What the task requires:
Exactly repeat the material, dropping only the pictures.

Information provided:
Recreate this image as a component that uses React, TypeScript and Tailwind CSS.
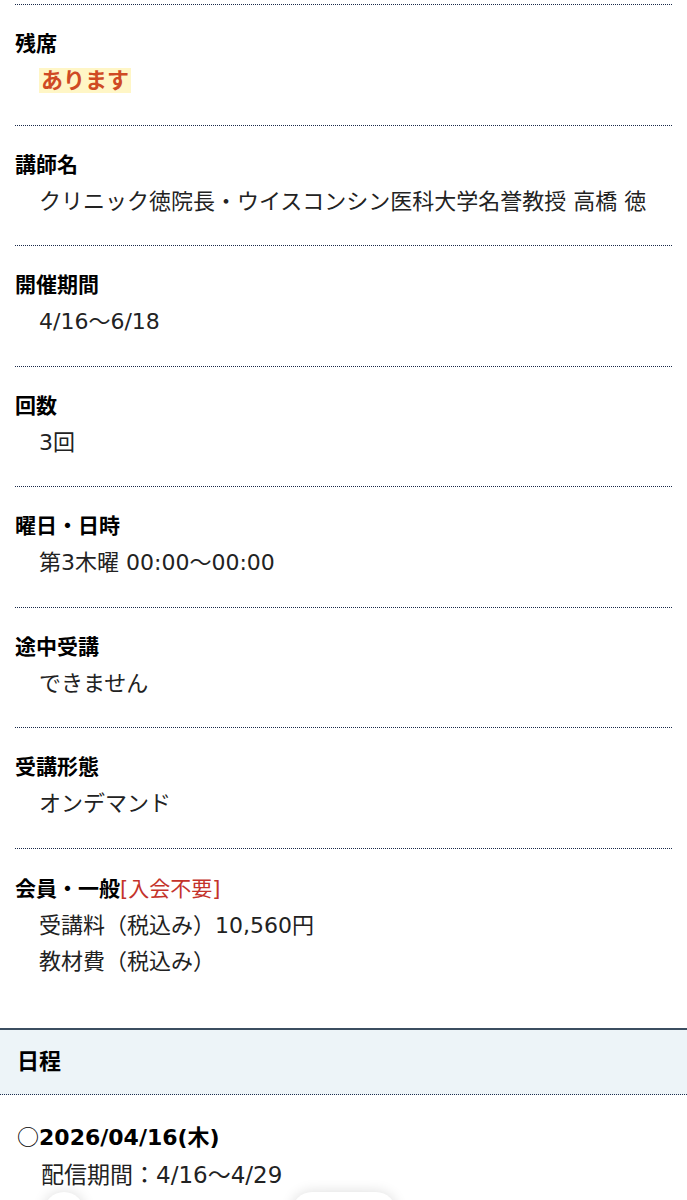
const jp = "font-['DejaVu_Sans','Noto_Sans_CJK_JP',sans-serif]";

type Row = {
  title: React.ReactNode;
  values: React.ReactNode[];
};

const rows: Row[] = [
  {
    title: "残席",
    values: [
      <span className="bg-[#fff6c6] px-[2px] font-bold text-[#cf4a24]">あります</span>,
    ],
  },
  {
    title: "講師名",
    values: ["クリニック徳院長・ウイスコンシン医科大学名誉教授 高橋 徳"],
  },
  { title: "開催期間", values: ["4/16〜6/18"] },
  { title: "回数", values: ["3回"] },
  { title: "曜日・日時", values: ["第3木曜 00:00〜00:00"] },
  { title: "途中受講", values: ["できません"] },
  { title: "受講形態", values: ["オンデマンド"] },
  {
    title: (
      <>
        会員・一般<span className="font-normal text-[#c4332b]">[入会不要]</span>
      </>
    ),
    values: ["受講料（税込み）10,560円", "教材費（税込み）"],
  },
];

export default function App() {
  return (
    <div className={`relative min-h-[1200px] overflow-hidden bg-white pt-[4px] text-[20px] text-[#222] ${jp}`}>
      <div className="mx-[15px]">
        {rows.map((row, i) => (
          <InfoRow key={i} row={row} last={i === rows.length - 1} />
        ))}
      </div>

      <section className="mt-[23px]">
        <h2 className="flex h-[67px] items-center border-t-2 border-b border-t-[#3b4e60] border-b-[#1f3050] border-dotted bg-[#edf4f8] px-[17px] text-[22px] font-bold text-black [border-top-style:solid]">
          日程
        </h2>
        <div className="px-[17px] pt-[23px]">
          <p className="text-[22px] leading-[34px] font-bold text-black">
            <span className="font-['Noto_Sans_CJK_JP',sans-serif] font-normal">○</span>
            2026/04/16(木)
          </p>
          <p className="mt-[2px] pl-[24px] text-[23px] leading-[36px] text-[#222]">配信期間：4/16〜4/29</p>
        </div>
      </section>

      <div className="absolute top-[1192px] left-[44px] h-[40px] w-[40px] rounded-full bg-white shadow-[0_0_14px_rgba(0,0,0,0.14)]" />
      <div className="absolute top-[1192px] left-[292px] h-[40px] w-[104px] rounded-[20px] bg-white shadow-[0_0_14px_rgba(0,0,0,0.14)]" />
    </div>
  );
}

function InfoRow({ row, last }: { row: Row; last: boolean }) {
  return (
    <div
      className={
        last
          ? "border-t border-dotted border-[#1a2a4a] pt-[24px] pb-[25px]"
          : "border-t border-dotted border-[#1a2a4a] pt-[23px] pb-[25.5px]"
      }
    >
      <p className="text-[21px] leading-[32px] font-bold text-black">{row.title}</p>
      <div className="mt-[3px] pl-[24px]">
        {row.values.map((v, i) => (
          <p key={i} className="text-[22px] leading-[36px] text-[#222]">
            {v}
          </p>
        ))}
      </div>
    </div>
  );
}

Correct answer:
Recreate this image as a component that uses React, TypeScript and Tailwind CSS.
const jp = "font-['DejaVu_Sans','Noto_Sans_CJK_JP',sans-serif]";

type Row = {
  title: React.ReactNode;
  values: React.ReactNode[];
};

const rows: Row[] = [
  {
    title: "残席",
    values: [
      <span className="bg-[#fff6c6] px-[2px] font-bold text-[#cf4a24]">あります</span>,
    ],
  },
  {
    title: "講師名",
    values: ["クリニック徳院長・ウイスコンシン医科大学名誉教授 高橋 徳"],
  },
  { title: "開催期間", values: ["4/16〜6/18"] },
  { title: "回数", values: ["3回"] },
  { title: "曜日・日時", values: ["第3木曜 00:00〜00:00"] },
  { title: "途中受講", values: ["できません"] },
  { title: "受講形態", values: ["オンデマンド"] },
  {
    title: (
      <>
        会員・一般<span className="font-normal text-[#c4332b]">[入会不要]</span>
      </>
    ),
    values: ["受講料（税込み）10,560円", "教材費（税込み）"],
  },
];

export default function App() {
  return (
    <div className={`relative min-h-[1200px] overflow-hidden bg-white pt-[4px] text-[20px] text-[#222] ${jp}`}>
      <div className="mx-[15px]">
        {rows.map((row, i) => (
          <InfoRow key={i} row={row} last={i === rows.length - 1} />
        ))}
      </div>

      <section className="mt-[23px]">
        <h2 className="flex h-[67px] items-center border-t-2 border-b border-t-[#3b4e60] border-b-[#1f3050] border-dotted bg-[#edf4f8] px-[17px] text-[22px] font-bold text-black [border-top-style:solid]">
          日程
        </h2>
        <div className="px-[17px] pt-[23px]">
          <p className="text-[22px] leading-[34px] font-bold text-black">
            <span className="font-['Noto_Sans_CJK_JP',sans-serif] font-normal">○</span>
            2026/04/16(木)
          </p>
          <p className="mt-[2px] pl-[24px] text-[23px] leading-[36px] text-[#222]">配信期間：4/16〜4/29</p>
        </div>
      </section>

      <div className="absolute top-[1192px] left-[44px] h-[40px] w-[40px] rounded-full bg-white shadow-[0_0_14px_rgba(0,0,0,0.14)]" />
      <div className="absolute top-[1192px] left-[292px] h-[40px] w-[104px] rounded-[20px] bg-white shadow-[0_0_14px_rgba(0,0,0,0.14)]" />
    </div>
  );
}

function InfoRow({ row, last }: { row: Row; last: boolean }) {
  return (
    <div
      className={
        last
          ? "border-t border-dotted border-[#1a2a4a] pt-[24px] pb-[25px]"
          : "border-t border-dotted border-[#1a2a4a] pt-[23px] pb-[25.5px]"
      }
    >
      <p className="text-[21px] leading-[32px] font-bold text-black">{row.title}</p>
      <div className="mt-[3px] pl-[24px]">
        {row.values.map((v, i) => (
          <p key={i} className="text-[22px] leading-[36px] text-[#222]">
            {v}
          </p>
        ))}
      </div>
    </div>
  );
}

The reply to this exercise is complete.